I've got an upcoming solo show titled Trading Places opening May 10th and running through June 30th at Modernism Gallery in San Francisco that will feature my large oil paintings. If you're in the area while it's up, please stop by and have a look at my work in the gallery's beautiful new ground-floor space at 724 Ellis street.
One painting in the exhibition is Canal & Broadway, shown above and completed in 2012. I was interested in getting a higher vantage point to photograph street scenes long before I developed my Sony-on-a-stick approach, especially where there was an oppportunity to see down into a subway entrance while keeping the sidewalk and street action above ground in view too. The northwest corner of Canal and Broadway in lower Manhattan had been on my radar for awhile, and I'd been casing it for the ideal time-of-day and season to get the the light just right while colorful crowds were present. I decided that noon on a busy weekday in early March around noon was prime time, and I waited for a sunny one.

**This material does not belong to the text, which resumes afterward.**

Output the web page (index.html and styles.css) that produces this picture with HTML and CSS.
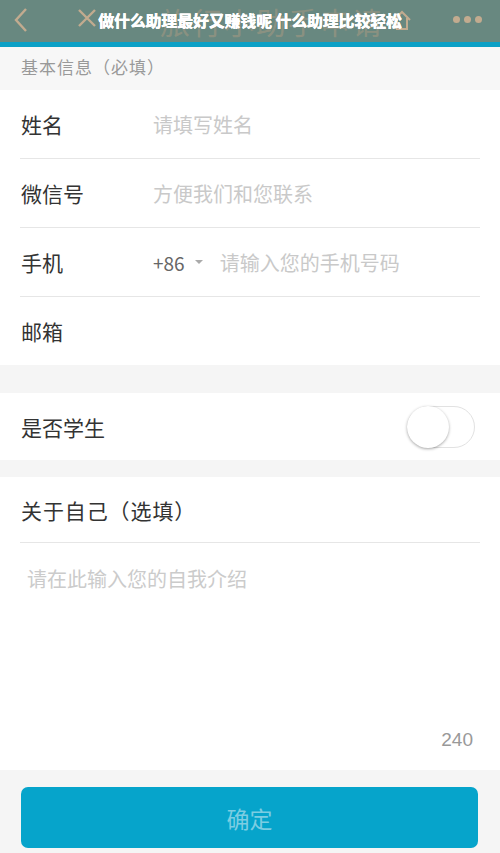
FILE: index.html
```html
<!DOCTYPE html>
<html lang="zh">
<head>
<meta charset="utf-8">
<link rel="stylesheet" href="styles.css">
</head>
<body>
<div class="page">
  <header class="topbar">
    <svg class="ico-back" width="16" height="26" viewBox="0 0 16 26"><path d="M13 2 L3 13 L13 24" fill="none" stroke="#c2ab8f" stroke-width="2.4"/></svg>
    <svg class="ico-close" width="20" height="20" viewBox="0 0 20 20"><path d="M2 2 L18 18 M18 2 L2 18" fill="none" stroke="#c2ab8f" stroke-width="2.4"/></svg>
    <div class="ghost">旅行小助手申请</div>
    <svg class="ico-home" width="20" height="22" viewBox="0 0 20 22"><path d="M2 11 L10 3 L18 11 M5 9 V20 H15 V9" fill="none" stroke="#c2ab8f" stroke-width="2"/></svg>
    <div class="dots"><span></span><span></span><span></span></div>
    <h1 class="title">做什么助理最好又赚钱呢 什么助理比较轻松</h1>
  </header>
  <div class="stripe"></div>
  <div class="section-head">基本信息（必填）</div>
  <div class="group">
    <div class="row"><span class="label">姓名</span><span class="ph">请填写姓名</span></div>
    <div class="row"><span class="label">微信号</span><span class="ph">方便我们和您联系</span></div>
    <div class="row"><span class="label">手机</span><span class="code">+86</span><span class="caret"></span><span class="ph">请输入您的手机号码</span></div>
    <div class="row last"><span class="label">邮箱</span></div>
  </div>
  <div class="gap g1"></div>
  <div class="group">
    <div class="row student"><span class="label">是否学生</span><span class="toggle"><span class="knob"></span></span></div>
  </div>
  <div class="gap g2"></div>
  <div class="group about">
    <div class="about-head">关于自己（选填）</div>
    <div class="textarea">
      <div class="ta-ph">请在此输入您的自我介绍</div>
      <div class="count">240</div>
    </div>
  </div>
  <div class="footer">
    <div class="btn">确定</div>
  </div>
</div>
</body>
</html>
```

FILE: styles.css
```css
* { box-sizing: border-box; margin: 0; padding: 0; }
html, body { width: 500px; height: 853px; overflow: hidden; }
body { font-family: "Noto Sans CJK SC", "Noto Sans", sans-serif; background: #f5f5f5; }
.page { width: 500px; height: 853px; display: flex; flex-direction: column; }

.topbar { position: relative; height: 42px; background: #688880; flex-shrink: 0; }
.ico-back { position: absolute; left: 13px; top: 7px; }
.ico-close { position: absolute; left: 77px; top: 8px; }
.ghost { position: absolute; left: 160px; top: 3px; font-size: 30px; line-height: 36px; color: #b49e83; opacity: 0.45; letter-spacing: 2px; }
.ico-home { position: absolute; left: 392px; top: 9px; }
.dots { position: absolute; left: 453px; top: 16px; display: flex; gap: 4px; }
.dots span { width: 7px; height: 7px; border-radius: 50%; background: #c2ab8f; }
.title { position: absolute; left: 0; right: 0; top: 9px; text-align: center; font-size: 16px; line-height: 22px; font-weight: 900; color: #fff; letter-spacing: -0.2px; text-shadow: 0 0 0.6px #fff; }
.stripe { height: 5px; background: #0ba0c6; flex-shrink: 0; }

.section-head { height: 43px; padding: 8px 0 0 21px; font-size: 17px; line-height: 24px; color: #999; background: #f7f7f7; letter-spacing: 1px; }

.group { background: #fff; }
.row { height: 69px; margin: 0 20px; display: flex; align-items: center; border-bottom: 1.5px solid #e6e6e6; }
.row.last { border-bottom: none; height: 68px; }
.label { font-size: 21px; color: #333; width: 133px; padding-left: 1px; }
.ph { font-size: 20px; color: #c9c9c9; }
.code { font-size: 19px; color: #666; }
.caret { width: 0; height: 0; border-left: 4px solid transparent; border-right: 4px solid transparent; border-top: 4px solid #aaa; margin: 0 17px 0 10px; }

.gap { background: #f5f5f5; }
.g1 { height: 28px; }
.g2 { height: 17px; }

.student { border-bottom: none; height: 67px; justify-content: space-between; }
.student .label { width: auto; }
.toggle { width: 68px; height: 42px; border-radius: 21px; border: 1.5px solid #e2e2e2; background: #fff; display: flex; align-items: center; margin-right: 5px; }
.knob { width: 42px; height: 42px; border-radius: 50%; background: #fff; box-shadow: 0 1px 3px rgba(0,0,0,0.35); margin-left: -1.5px; }

.about-head { height: 66px; margin: 0 20px; display: flex; align-items: center; font-size: 21px; color: #333; border-bottom: 1.5px solid #e6e6e6; padding-left: 1px; letter-spacing: 0.9px; }
.textarea { height: 227px; padding: 22px 27px 0 27px; display: flex; flex-direction: column; }
.ta-ph { font-size: 20px; color: #cbcbcb; line-height: 28px; }
.count { margin-top: auto; margin-bottom: 19px; align-self: flex-end; font-size: 19px; color: #999; font-family: "Liberation Sans", "Noto Sans", sans-serif; }

.footer { flex: 1; padding: 17px 22px 0 21px; background: #f5f5f5; }
.btn { height: 61px; border-radius: 7px; background: #06a4cb; color: #7ccde2; font-size: 23px; display: flex; align-items: center; justify-content: center; }
```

While looking for the right angle to get everything I wanted in the scene, I examined the red fire call-box next to the lamp-post on the corner, and realized I could "chimney" up between them to climb on top of the green signal control box you can see on the left in the photo above. It being New York, (almost) nobody paid any attention to the guy with a camera standing on the box, draped over the crosswalk signal and shooting photographs every which way...except for the proprietors of the souvenir shop on the corner.
The couple that operated the store at the time were a mixed bag, with the woman gesturing and yelling at me to get down, while her oversized male partner stood right behind her making the finger-twirl-in-the-ear crazy sign and pointing at her. By the next year, when I finally got everything lined up right, they had traded places with two more operators...you can see the male half of the pair with his arms folded in center of the photo, giving me the stink-eye. This time his female co-owner was thrilled to have her picture taken and kept posing for the camera, while he kept threatening to call the cops and have me busted. He made it into the painting anyway, with his back to me at the entrance to the subway.
Friends who are passing by and know the story text me photos of the corner that have become a history of commerce in this location. It's been constant change at this shop since I shot the photos and made the painting. Sometimes it's closed and boarded up, sometimes it's back in operation with yet another set of merchants from a different far-away place on the globe, but they always seem to be selling the same stuff.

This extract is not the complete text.